### Prompt
Work out how many lines in the entries below include the word "this". Give nothing but the number.
Start Working data
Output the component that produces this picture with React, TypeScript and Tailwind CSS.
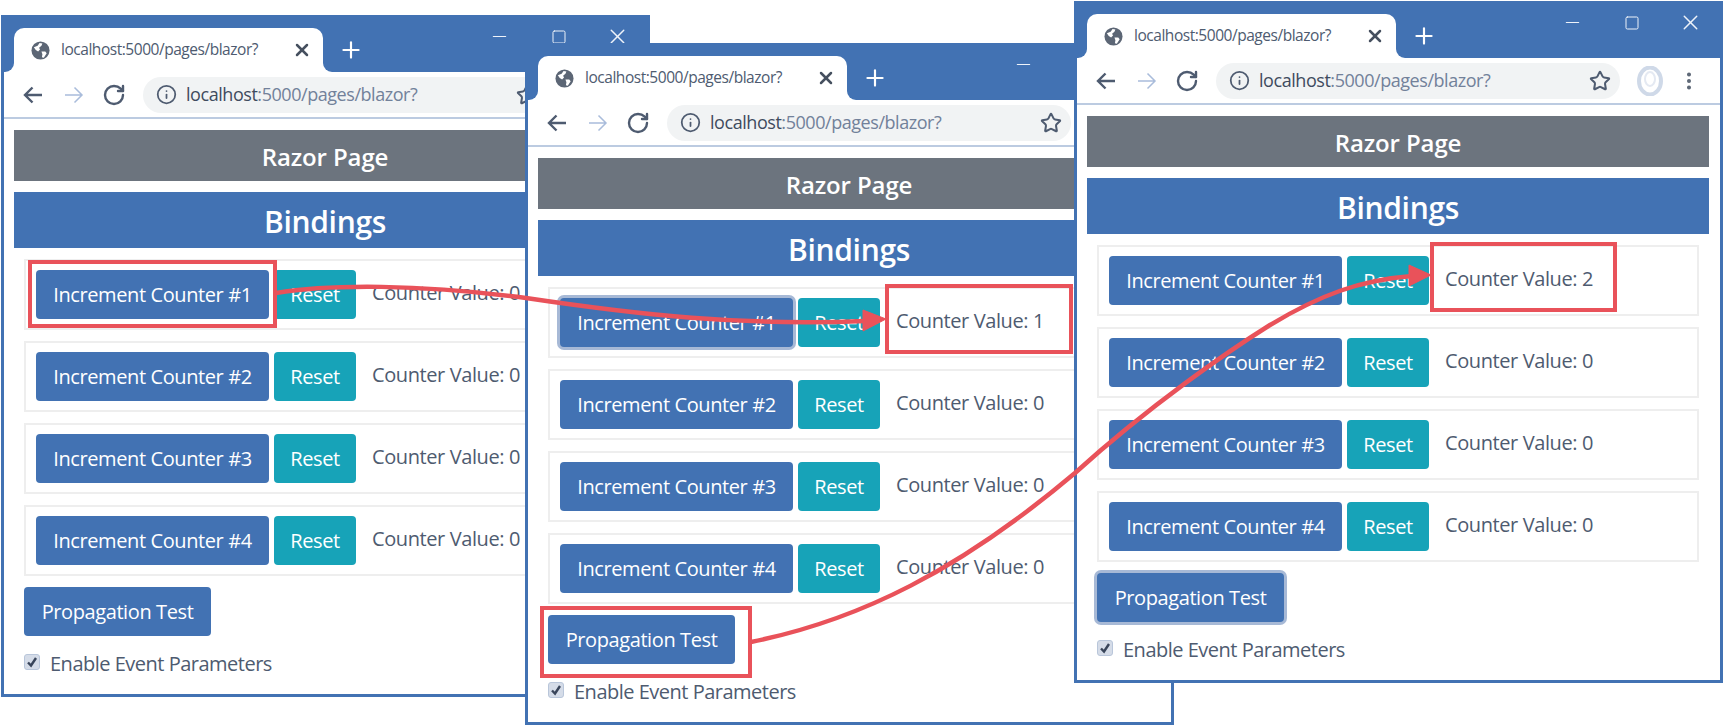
End Working data
Start Working data
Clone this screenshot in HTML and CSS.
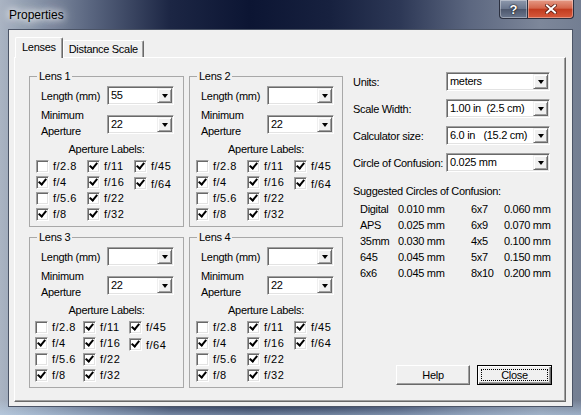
End Working data
Start Working data
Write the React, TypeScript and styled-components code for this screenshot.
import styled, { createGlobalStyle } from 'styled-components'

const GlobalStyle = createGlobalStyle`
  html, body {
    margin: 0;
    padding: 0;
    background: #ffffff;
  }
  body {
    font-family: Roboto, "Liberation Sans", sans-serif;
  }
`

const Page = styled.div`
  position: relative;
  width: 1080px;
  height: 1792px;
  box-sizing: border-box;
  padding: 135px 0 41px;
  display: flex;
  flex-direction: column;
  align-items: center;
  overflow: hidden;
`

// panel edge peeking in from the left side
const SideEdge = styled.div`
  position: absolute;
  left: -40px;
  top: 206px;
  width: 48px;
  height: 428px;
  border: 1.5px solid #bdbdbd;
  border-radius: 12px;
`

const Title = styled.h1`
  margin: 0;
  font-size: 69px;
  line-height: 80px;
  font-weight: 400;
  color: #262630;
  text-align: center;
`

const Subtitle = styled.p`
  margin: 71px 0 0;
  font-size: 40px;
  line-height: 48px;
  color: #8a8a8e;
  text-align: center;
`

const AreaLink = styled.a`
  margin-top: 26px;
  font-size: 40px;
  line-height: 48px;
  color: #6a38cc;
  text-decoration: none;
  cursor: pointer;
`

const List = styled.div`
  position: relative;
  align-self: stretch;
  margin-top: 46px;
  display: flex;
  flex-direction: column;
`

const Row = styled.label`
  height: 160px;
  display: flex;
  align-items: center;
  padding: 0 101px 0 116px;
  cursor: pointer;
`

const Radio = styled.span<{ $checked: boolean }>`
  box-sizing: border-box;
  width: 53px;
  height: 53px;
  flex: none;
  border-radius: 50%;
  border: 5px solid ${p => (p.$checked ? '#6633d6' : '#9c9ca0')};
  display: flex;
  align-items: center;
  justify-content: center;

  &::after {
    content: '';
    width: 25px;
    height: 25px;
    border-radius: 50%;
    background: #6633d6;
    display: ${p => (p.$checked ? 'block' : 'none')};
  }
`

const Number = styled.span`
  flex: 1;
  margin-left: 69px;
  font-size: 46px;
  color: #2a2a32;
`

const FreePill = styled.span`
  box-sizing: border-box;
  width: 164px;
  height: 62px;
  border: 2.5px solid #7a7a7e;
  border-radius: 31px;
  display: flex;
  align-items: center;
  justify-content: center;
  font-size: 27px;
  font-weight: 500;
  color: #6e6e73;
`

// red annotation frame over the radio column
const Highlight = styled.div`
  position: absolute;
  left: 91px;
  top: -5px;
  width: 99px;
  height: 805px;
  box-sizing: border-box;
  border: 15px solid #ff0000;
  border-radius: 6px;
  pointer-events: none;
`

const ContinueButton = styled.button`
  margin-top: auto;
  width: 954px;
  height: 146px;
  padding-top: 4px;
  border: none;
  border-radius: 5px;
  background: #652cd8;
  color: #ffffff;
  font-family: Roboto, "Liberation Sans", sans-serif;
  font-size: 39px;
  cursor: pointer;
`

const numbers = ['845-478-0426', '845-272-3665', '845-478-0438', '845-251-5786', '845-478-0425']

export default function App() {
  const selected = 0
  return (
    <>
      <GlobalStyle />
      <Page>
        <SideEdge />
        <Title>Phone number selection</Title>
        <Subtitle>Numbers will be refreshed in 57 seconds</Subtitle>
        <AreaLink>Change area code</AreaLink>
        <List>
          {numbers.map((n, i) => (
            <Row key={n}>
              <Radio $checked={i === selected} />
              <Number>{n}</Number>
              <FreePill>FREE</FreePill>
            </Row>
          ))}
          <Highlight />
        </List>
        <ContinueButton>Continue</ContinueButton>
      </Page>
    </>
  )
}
End Working data
### Response below
3